The mission was split into four sectors: the NASA shuttle landing facility in Florida to Astana, Astana to Mauritius; Mauritius to Chile, and Chile back to Florida, with refuelling pit stops in each location. The aircraft landed at Kennedy Space Centre on Thursday, 11 July, successfully setting a new world record of flying pole to pole in under 46 hours and 40 minutes.
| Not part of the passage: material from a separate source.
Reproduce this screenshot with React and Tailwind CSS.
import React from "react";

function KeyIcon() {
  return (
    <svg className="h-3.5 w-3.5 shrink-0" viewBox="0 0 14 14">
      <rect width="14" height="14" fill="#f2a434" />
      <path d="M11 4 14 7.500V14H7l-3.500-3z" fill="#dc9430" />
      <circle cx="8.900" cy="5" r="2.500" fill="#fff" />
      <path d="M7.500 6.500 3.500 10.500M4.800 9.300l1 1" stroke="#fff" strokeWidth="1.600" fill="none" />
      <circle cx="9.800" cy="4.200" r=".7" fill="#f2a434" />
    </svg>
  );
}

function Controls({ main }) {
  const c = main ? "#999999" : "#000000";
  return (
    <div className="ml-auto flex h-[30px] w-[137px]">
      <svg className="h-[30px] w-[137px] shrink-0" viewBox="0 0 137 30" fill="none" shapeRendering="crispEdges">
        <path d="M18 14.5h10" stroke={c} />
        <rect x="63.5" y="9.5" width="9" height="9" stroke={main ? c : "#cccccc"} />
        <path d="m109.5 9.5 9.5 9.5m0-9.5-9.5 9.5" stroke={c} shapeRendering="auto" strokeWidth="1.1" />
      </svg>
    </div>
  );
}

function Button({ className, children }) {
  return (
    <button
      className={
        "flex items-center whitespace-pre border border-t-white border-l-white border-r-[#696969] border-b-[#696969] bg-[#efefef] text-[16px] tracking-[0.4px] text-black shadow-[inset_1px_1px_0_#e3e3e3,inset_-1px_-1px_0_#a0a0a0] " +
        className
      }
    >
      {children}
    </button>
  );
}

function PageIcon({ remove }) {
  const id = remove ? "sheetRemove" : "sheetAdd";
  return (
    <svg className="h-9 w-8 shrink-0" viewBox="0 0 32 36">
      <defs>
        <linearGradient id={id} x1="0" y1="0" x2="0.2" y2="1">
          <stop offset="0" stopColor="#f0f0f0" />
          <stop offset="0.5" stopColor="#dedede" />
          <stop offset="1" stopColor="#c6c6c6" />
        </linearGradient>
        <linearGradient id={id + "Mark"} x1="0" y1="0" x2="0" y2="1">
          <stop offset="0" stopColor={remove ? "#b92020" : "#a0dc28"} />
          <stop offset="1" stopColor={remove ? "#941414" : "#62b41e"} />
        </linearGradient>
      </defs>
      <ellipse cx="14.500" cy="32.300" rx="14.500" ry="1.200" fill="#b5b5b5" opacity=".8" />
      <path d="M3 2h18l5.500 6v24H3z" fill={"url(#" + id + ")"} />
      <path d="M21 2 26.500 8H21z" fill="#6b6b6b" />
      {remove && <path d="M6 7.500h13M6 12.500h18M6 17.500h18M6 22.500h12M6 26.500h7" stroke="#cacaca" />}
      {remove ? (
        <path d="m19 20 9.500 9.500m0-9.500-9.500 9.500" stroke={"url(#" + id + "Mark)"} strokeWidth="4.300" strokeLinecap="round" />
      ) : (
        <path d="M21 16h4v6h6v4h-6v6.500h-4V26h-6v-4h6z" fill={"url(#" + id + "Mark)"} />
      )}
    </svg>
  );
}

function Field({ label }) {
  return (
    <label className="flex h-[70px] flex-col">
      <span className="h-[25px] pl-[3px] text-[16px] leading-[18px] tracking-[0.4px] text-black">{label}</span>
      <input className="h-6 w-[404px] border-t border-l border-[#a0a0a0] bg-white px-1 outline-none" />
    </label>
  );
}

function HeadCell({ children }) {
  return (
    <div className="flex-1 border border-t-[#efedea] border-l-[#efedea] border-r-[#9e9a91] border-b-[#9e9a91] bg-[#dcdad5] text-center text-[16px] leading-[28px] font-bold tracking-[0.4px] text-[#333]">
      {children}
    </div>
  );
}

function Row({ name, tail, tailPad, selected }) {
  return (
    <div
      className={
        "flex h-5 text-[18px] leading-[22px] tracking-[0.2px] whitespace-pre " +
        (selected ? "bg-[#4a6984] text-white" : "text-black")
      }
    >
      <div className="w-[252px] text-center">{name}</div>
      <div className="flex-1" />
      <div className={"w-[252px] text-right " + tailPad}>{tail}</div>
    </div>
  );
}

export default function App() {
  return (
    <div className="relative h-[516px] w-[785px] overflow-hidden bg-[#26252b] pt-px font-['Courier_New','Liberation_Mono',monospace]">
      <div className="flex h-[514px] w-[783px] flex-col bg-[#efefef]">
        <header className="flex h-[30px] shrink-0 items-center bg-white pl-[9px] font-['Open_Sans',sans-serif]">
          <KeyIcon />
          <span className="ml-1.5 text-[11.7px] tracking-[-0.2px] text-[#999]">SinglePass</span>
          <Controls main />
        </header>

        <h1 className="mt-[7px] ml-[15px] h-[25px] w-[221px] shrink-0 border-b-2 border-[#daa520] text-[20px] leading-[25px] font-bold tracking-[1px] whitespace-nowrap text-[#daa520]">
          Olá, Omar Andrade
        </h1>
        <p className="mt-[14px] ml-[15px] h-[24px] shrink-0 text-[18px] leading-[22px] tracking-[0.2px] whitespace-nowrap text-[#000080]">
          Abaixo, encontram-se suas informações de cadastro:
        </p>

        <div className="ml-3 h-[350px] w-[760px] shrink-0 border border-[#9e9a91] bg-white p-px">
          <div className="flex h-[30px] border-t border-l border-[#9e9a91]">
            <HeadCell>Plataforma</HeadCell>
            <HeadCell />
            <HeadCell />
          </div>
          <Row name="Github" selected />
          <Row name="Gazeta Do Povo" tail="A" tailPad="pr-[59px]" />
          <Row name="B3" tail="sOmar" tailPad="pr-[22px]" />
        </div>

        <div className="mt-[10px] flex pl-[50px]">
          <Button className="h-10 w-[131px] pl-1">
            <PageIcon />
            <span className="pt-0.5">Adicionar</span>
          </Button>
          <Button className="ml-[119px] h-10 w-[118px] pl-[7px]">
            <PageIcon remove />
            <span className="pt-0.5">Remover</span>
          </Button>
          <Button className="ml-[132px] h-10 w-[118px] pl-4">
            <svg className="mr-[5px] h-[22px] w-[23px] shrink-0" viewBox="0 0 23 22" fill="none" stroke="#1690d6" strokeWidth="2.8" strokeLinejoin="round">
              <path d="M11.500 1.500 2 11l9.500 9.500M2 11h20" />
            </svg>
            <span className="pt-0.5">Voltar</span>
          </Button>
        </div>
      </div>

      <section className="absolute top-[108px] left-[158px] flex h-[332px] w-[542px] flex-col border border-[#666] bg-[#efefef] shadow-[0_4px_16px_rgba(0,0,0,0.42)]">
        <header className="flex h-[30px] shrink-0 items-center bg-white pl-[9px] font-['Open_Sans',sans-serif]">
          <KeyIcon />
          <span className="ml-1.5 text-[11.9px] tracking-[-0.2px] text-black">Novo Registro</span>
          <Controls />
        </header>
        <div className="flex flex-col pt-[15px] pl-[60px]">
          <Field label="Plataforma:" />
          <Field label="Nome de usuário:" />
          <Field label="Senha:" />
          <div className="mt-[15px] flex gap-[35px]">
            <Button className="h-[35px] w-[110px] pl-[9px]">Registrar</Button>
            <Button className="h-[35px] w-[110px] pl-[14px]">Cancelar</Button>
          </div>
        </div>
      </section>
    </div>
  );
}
Qatar Airways Group chief executive HE Mr Akbar Al Baker says: “Qatar Executive, together with the One More Orbit team, has made history. A mission like this takes a huge amount of planning as we need to factor in the flight paths, fuel stops, potential weather conditions and make plans for all possibilities. Many people behind the scenes worked tirelessly to ensure this mission was a success and I am very proud that we broke the world record, a first for Qatar Executive, which will be certified by the Fédération Aéronautique Internationale (FAI) and Guinness World Records.”

The crew established radio contact with astrophysicist Benjamin Eberhardt who is over-wintering in Antarctica: “While talking to you as you flew overhead the South Pole, my camera was on the roof … looking for you,” wrote Eberhardt later. “The weather wasn't great, but your lights were bright enough to shine through a thin layer of clouds right overhead, along with the Southern Cross and Pointer Stars. Thanks again for calling us, Hamish. It was a nice surprise communicating with a plane for the first time after five months and hearing some stories of your adventures. I hope it did not get too cold for you over Antarctica … congratulations for the new record,”
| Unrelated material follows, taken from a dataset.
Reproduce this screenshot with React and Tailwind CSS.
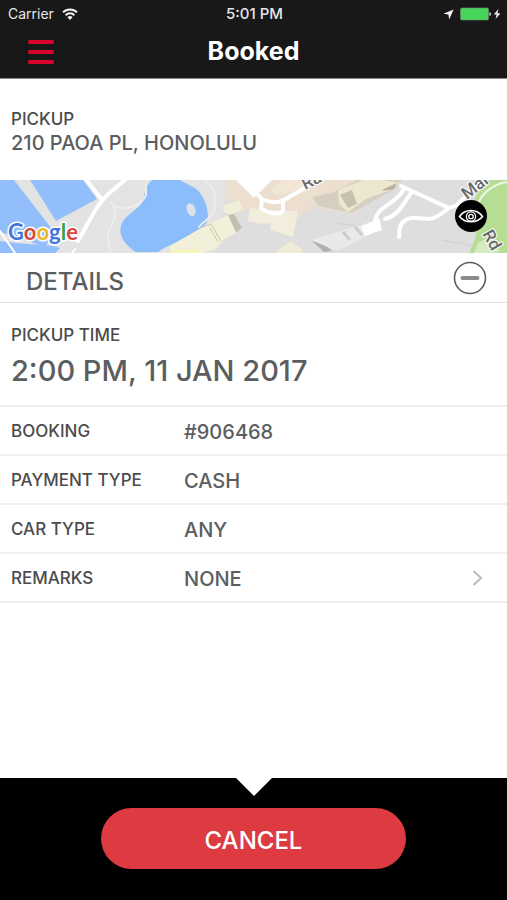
import React from 'react';

const details = [
  { label: "BOOKING", value: "#906468" },
  { label: "PAYMENT TYPE", value: "CASH" },
  { label: "CAR TYPE", value: "ANY" },
  { label: "REMARKS", value: "NONE", more: true },
];

function StatusBar() {
  return (
    <div className="grid grid-cols-3 items-center h-7 pl-2 pr-1.5 text-sm text-gray-200">
      <div className="flex items-center gap-2">
        <span className="font-normal">Carrier</span>
        <svg width="16" height="12" viewBox="0 0 16 12" fill="none" stroke="#f3f3f3" strokeWidth="2">
          <path d="M1 4.4a10 10 0 0 1 14 0" />
          <path d="M3.6 7.2a6.2 6.2 0 0 1 8.8 0" />
          <path d="M8 12 5.4 9.3a3.8 3.8 0 0 1 5.2 0z" fill="#f3f3f3" stroke="none" />
        </svg>
      </div>
      <span className="text-center text-[15px] font-medium">5:01 PM</span>
      <div className="flex items-center justify-end gap-1.5">
        <svg width="11" height="11" viewBox="0 0 11 11" fill="#f3f3f3">
          <path d="M10.6.4 6.2 10.6 5.4 5.6.4 4.8z" />
        </svg>
        {/* battery and charging bolt */}
        <svg width="41" height="14" viewBox="0 0 41 14">
          <rect x="0.5" y="1" width="28" height="12" rx="1.5" fill="#46d559" stroke="#7b8f7d" strokeWidth="0.6" />
          <path d="M29.4 5q1.8.4 1.8 2t-1.8 2z" fill="#d0d0d0" />
          <path d="M38.4 2 33.8 7.6h2.8L35.6 12l4.8-5.8h-3z" fill="#f3f3f3" />
        </svg>
      </div>
    </div>
  );
}

function MapArt() {
  return (
    <svg className="block w-full h-full" viewBox="0 0 507 73" preserveAspectRatio="xMidYMid slice">
      <rect width="507" height="73" fill="#dedede" />
      {/* land and water */}
      <path d="M0 0h230l-16 73H0z" fill="#e2e3e2" />
      <path d="M0 0h14l38 49-6 18L0 52z" fill="#92bffc" />
      <path d="M30 0h53l14 19-41 22z" fill="#92bffc" />
      <path d="M0 61l16 2 38 3 6 2-5 5H0z" fill="#92bffc" />
      <path d="M152 0c-5 5-7 9-8 17-1 11-16 15-22 26-5 12 3 22 14 29h22c10-7 22-11 33-17 9-5 16-9 17-18 0-9-3-17-8-24-4-6-12-8-20-13z" fill="#8bbcfb" />
      <path d="M187 25c3-3 7-1 8 3 1 3 1 7-2 8-4 1-8-7-6-11z" fill="#dbe3e8" />
      {/* blocks and buildings */}
      <path d="M228 0h175l2 11-52 24-40-9-16 13-47-10-17 5c-3-12-6-15-9-20z" fill="#ecdfd0" />
      <path d="M353 34 316 28l-18 14-5 18-24-15-26 5-18 23h170l40-73h-43z" fill="#dedede" />
      <path d="M223 26l16-6 3 9-12 6-6-3z" fill="#f1eed9" />
      <path d="M250 28l18 2 30 1-5 26-23-7 1-7-10 1-13-3z" fill="#f2eddc" />
      <path d="M170 66l31-18 27-13 8 18-12 6-7 9-14 5h-33z" fill="#f2f0d8" />
      <path d="M170 70l28-1 3 4h-31z" fill="#f5f5bd" />
      <path d="M228 35l6-1 8 14-6 4z" fill="#c4beae" />
      <path d="M203 47l8-3 10 17m-11-13 8 14" fill="none" stroke="#cbc7b4" />
      <path d="M277 71l14-10 12 9-2 3h-24z" fill="#efedd5" />
      <path d="M271 11l11-11h34l-14 10-26 5z" fill="#f1e6d5" />
      <path d="M312 17l20-4 25-13h45l-6 8-44 25-34-7z" fill="#d5cec1" />
      <path d="M338 10l25-10h18l20 3-13 8-22 8-18 13-9-8z" fill="#ece8cf" />
      <path d="M340 15l12-5 5 14-9 4z" fill="#c8c0ae" />
      <path d="M384 9l13-6-3 6-12 2z" fill="#bbb19f" />
      <path d="M312 61l12 3 8 7-8 1z" fill="#b0b0b1" />
      <path d="M311 60l56-17 14-4v10l-44 22z" fill="#e9e9e9" />
      <path d="M355 47l7 8m-19-3 7 8" stroke="#cccccc" strokeWidth="3" />
      <path d="M337 43l20 3m85 14 33 6" stroke="#cfcfcf" fill="none" />
      {/* park */}
      <path d="M507 0v73h-38c5-10 8-18 8-29-6-14-3-28 4-38l10-6z" fill="#b5dd93" />
      <path d="M474 73l4-10 8-4 14 11-3 4z" fill="#d3ecbf" />
      {/* roads */}
      <g fill="none" stroke="#fff" strokeLinecap="round" strokeLinejoin="round">
        <path d="M85-2l17 22M127-2c-8 8-19 14-26 24-8 10-15 26-23 39" strokeWidth="4" />
        <path d="M0 51l15 22M72 73l3-4" strokeWidth="2" />
        <path d="M110 22c10 8 4 20-1 28-2 9 0 16 2 23M116 27c14 3 26-2 30-12V0M205 0c10 8 12 20 9 30-2 8-10 10-15 17" strokeWidth="2" stroke="#ececec" />
        <path d="M258 15l4 4c8 3 14 5 22 1l38-22M262 19l-1 9c6 5 17 8 22 3V20" strokeWidth="4" />
        <path d="M401 6l48 22 8-3 22-22M449 28c-6 4-12 11-20 11-11-1-20-3-26 3-5 5-3 10-4 15M404 9c-6 11-15 14-22 20-5 4-7 8-7 14M411 13c-8 11-12 22-26 26" strokeWidth="4" />
        <path d="M507 2c-9 1-24 8-29 22" stroke="#eef8e6" strokeWidth="2" />
      </g>
      <path d="M361 47l18-9 3 12-17 6z" fill="#fff" />
      <g className="font-['Roboto',sans-serif] text-[17px] font-medium" fill="#66686a" stroke="#fff" strokeWidth="2" paintOrder="stroke">
        <text transform="translate(305 10) rotate(-26)">Ra</text>
        <text transform="translate(467 20) rotate(-38)">Mai</text>
        <text transform="translate(482 54) rotate(60)">Rd</text>
      </g>
      <text x="8" y="60" className="font-['Lato',sans-serif] text-[22px] font-bold" stroke="#fff" strokeWidth="3" strokeLinejoin="round" paintOrder="stroke">
        <tspan fill="#4274dc">G</tspan>
        <tspan fill="#d9473f">o</tspan>
        <tspan fill="#f0b429">o</tspan>
        <tspan fill="#4274dc">g</tspan>
        <tspan fill="#3a9d54">l</tspan>
        <tspan fill="#d9473f">e</tspan>
      </text>
    </svg>
  );
}

// white arrow that hangs over the section below
function Notch() {
  return (
    <svg className="absolute top-0 left-1/2 -translate-x-1/2" width="36" height="18" viewBox="0 0 36 18">
      <path d="M0 0h36L18 18z" fill="#fff" />
    </svg>
  );
}

function DetailRow({ item }) {
  return (
    <div className="flex items-center h-[49px] pl-[11px] pr-6 border-b-2 border-[#efefef]">
      <dt className="w-[173px] shrink-0 pt-0.5 text-[17px] text-[#4b4b4d]">{item.label}</dt>
      <dd className="flex flex-1 items-center justify-between text-xl text-[#5b5e60]">
        <span className="pt-0.5">{item.value}</span>
        {item.more && (
          <button type="button" aria-label="Edit remarks">
            <svg className="block" width="11" height="16" viewBox="0 0 11 16" fill="none" stroke="#bcbcbc" strokeWidth="2">
              <path d="M1.5 1 9 8l-7.5 7" />
            </svg>
          </button>
        )}
      </dd>
    </div>
  );
}

function App() {
  return (
    <div className="flex flex-col min-h-screen bg-white font-['Inter',sans-serif] font-medium">
      <header className="h-[79px] bg-[#181818] border-b border-[#8a8a8a]">
        <StatusBar />
        <div className="grid grid-cols-[1fr_auto_1fr] items-center h-12 px-7">
          <button type="button" aria-label="Menu" className="justify-self-start">
            <svg className="block" width="26" height="24" viewBox="0 0 26 24" fill="#d8032a">
              <rect width="26" height="4" rx="1.5" />
              <rect y="10" width="26" height="4" rx="1.5" />
              <rect y="20" width="26" height="4" rx="1.5" />
            </svg>
          </button>
          <h1 className="text-[25px] font-bold text-white">Booked</h1>
        </div>
      </header>

      <section className="h-[101px] px-[11px] pt-7">
        <h2 className="text-[17px] leading-6 text-[#4b4b4d]">PICKUP</h2>
        <p className="text-xl leading-6 text-[#5b5e60]">210 PAOA PL, HONOLULU</p>
      </section>

      <section className="relative h-[73px]">
        <MapArt />
        <Notch />
        <button type="button" aria-label="Show map" className="absolute top-5 right-5 size-8 rounded-full bg-black">
          <svg className="block size-8" viewBox="0 0 32 32" fill="none" stroke="#fff">
            <path d="M4.5 16.5C10 8.5 22 8.5 27.5 16.5 22 23.5 10 23.5 4.5 16.5z" strokeWidth="1.6" />
            <circle cx="16" cy="16.5" r="4.6" strokeWidth="1.3" />
            <circle cx="16" cy="16.5" r="2.2" strokeWidth="1.3" />
          </svg>
        </button>
      </section>

      <section className="flex items-center justify-between h-[50px] pl-[26px] pr-5 border-b border-[#e4e4e4]">
        <h2 className="pt-2 text-2xl text-[#5b5e60]">DETAILS</h2>
        <button type="button" aria-label="Collapse details">
          <svg className="block" width="34" height="34" viewBox="0 0 34 34" fill="none">
            <circle cx="17" cy="17" r="15.5" stroke="#5b5b5d" strokeWidth="1.6" />
            <path d="M9.5 17h15" stroke="#8b8b8d" strokeWidth="4" strokeLinecap="round" />
          </svg>
        </button>
      </section>

      <section className="h-[104px] px-[11px] pt-5 border-b-2 border-[#efefef]">
        <h3 className="text-[17px] leading-6 text-[#4b4b4d]">PICKUP TIME</h3>
        <p className="pt-1 text-[29px] leading-10 text-[#5b5e60]">2:00 PM, 11 JAN 2017</p>
      </section>

      <dl>
        {details.map((item) => (
          <DetailRow key={item.label} item={item} />
        ))}
      </dl>

      <footer className="relative flex justify-center h-[122px] mt-auto pt-[30px] bg-black">
        <Notch />
        <button type="button" className="w-3/5 h-[61px] pt-1 rounded-full bg-[#dd3a41] text-2xl text-white">
          CANCEL
        </button>
      </footer>
    </div>
  );
}

export default App;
The FAI average speed record that stood for 11 years was held by Captain Aziz Ojjeh in a Bombardier Global XRS from 2008. Ojjeh completed the polar circum-navigation in 52 hours and 32 minutes, at an average ground speed of 444 kts. He did not claim

the Guinness world record for his achievement, but would have qualified for both.

According to Guinness World Records the fastest aerial circum-navigation of the Earth via both geographical poles was achieved by Captain Walter Mullikin 42 years ago in a Pan Am Boeing 747SP in 1977 in 54 hours and seven minutes, at an average speed of 423 kts. He started and ended in San Francisco, stopping in South Africa and New Zealand.